Much depends on what data is there to begin with, Daly said. London has a well-monitored SCADA network for its mostly underground distribution grid, while the town of Bracknell in SSE’s Thames Valley Vision project requires more of GE’s Multilin sensors to get the data required.
The U.K.’s approach to smart metering is another wrinkle for GE to work around, he noted. Unlike the U.S., where utilities own and operate their smart meters, the U.K.’s distribution network operators have to share access with retail energy providers and share data with a central government-funded repository and clearinghouse, which has led to uncertainty about who will own the data, as well as how quickly it will be delivered to grid operators.
“We’ve found it’s better to use a mixture,” he said, relying on smart meters where they’re available, and sensors that are “more targeted, from the LV up to the secondary substation. We can be very targeted on network hot spots -- you don’t have to have it across the entire network.”
The term “hot spots” refers to points of network stress, where demand for electricity is exceeding grid capacity, or where intermittent wind and solar power are causing power-flow disruptions. As Daly put it, “The power of an ADMS is to release the contingency” that exists in the network. Every distribution circuit is originally designed with a certain amount of contingency -- a safety margin for operators, which haven't changed much, even as conditions on the grid have progressed.
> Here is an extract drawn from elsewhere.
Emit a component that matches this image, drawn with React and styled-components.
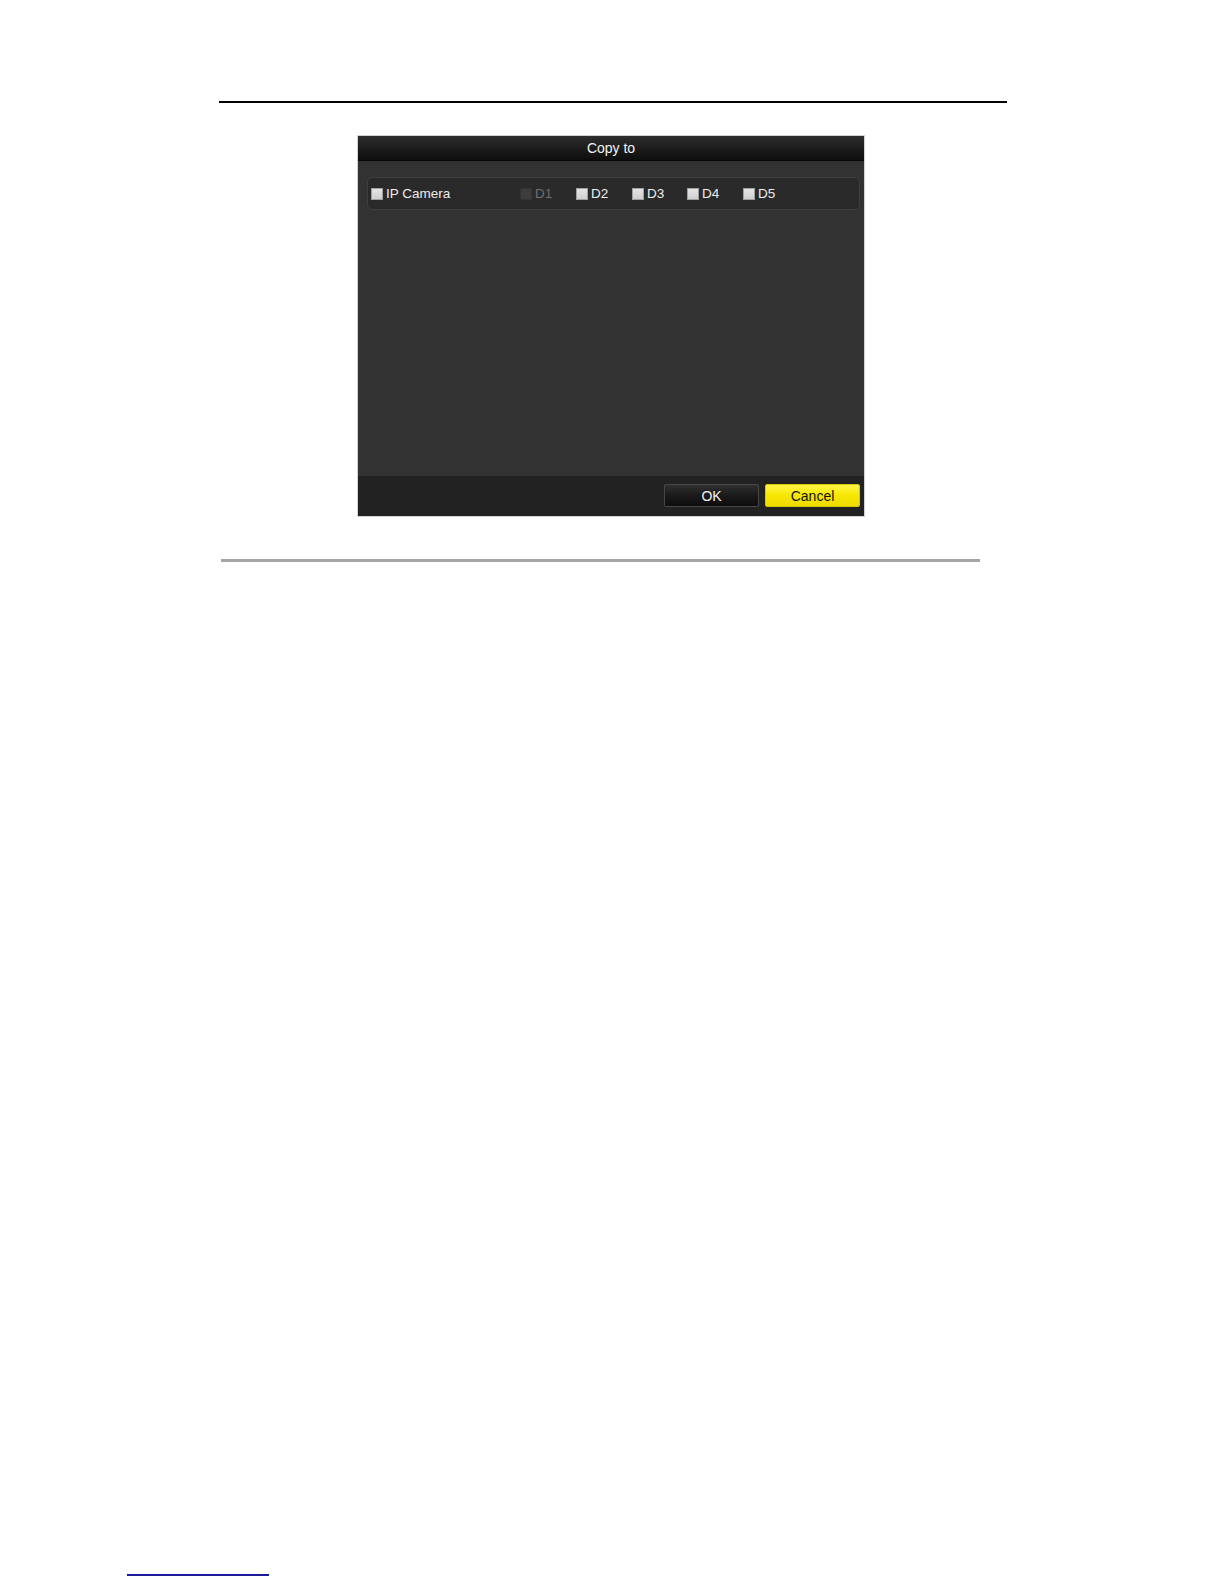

“You had to do that when you were blind on the network,” he said. “Now you have visibility.” That allows utilities to discover the latent ability to provide more power or grid stability from the data they’re collecting, and to take action to harness it. “The longer they can utilize the current physical limit and still meet increasing demand -- [it may be possible to accrue] in the tens of millions of dollars in savings, just locally,” he said.
Knowing just where the grid is most stressed also allows utilities to focus on those spots, instead of blanketing their entire territory with grid upgrades, he said. GE’s ADMS is able to incorporate rooftop solar and other distributed resources into its models, and the company is partnering with a U.K. university to study and forecast consumer demand for PV, EVs and other grid-edge products and services, in order to feed back this information into the planning process, he said.
“Now that you’ve got the model, you can move more and more applications to active network management,” he added. Utilities still want the confidence of using their own data to make decisions, he noted. But GE is also working with demand-side management, like Honeywell’s OpenADR platform in the Thames Valley project, to reduce load with near-real-time reaction speeds.
The U.K.’s Office of Gas and Electricity Markets has identified about £32 billion in energy network investments needed to reach the country's carbon reduction and renewable energy goals, representing a 75 percent increase in the value of Britain’s existing energy network over the next twenty years. But current utility regulations still favor investments in old-school central generation and one-way power delivery.
The U.K. has embarked on a massive restructuring of its energy regime, known as RIIO (Revenue=Incentives+Innovation+Outputs), to bring performance-based models into play (PDF). These kinds of regulatory changes will be needed to allow investments into integrated software, sensor and grid control solutions, like those GE is delivering in these government-funded projects today, to compete on a level playing field with traditional capital investments.
“It’s an emerging market, as far as utilities building their low-voltage sensor networks out,” he said. “We’d expect other countries to look at the learnings here and apply them to their own grids.”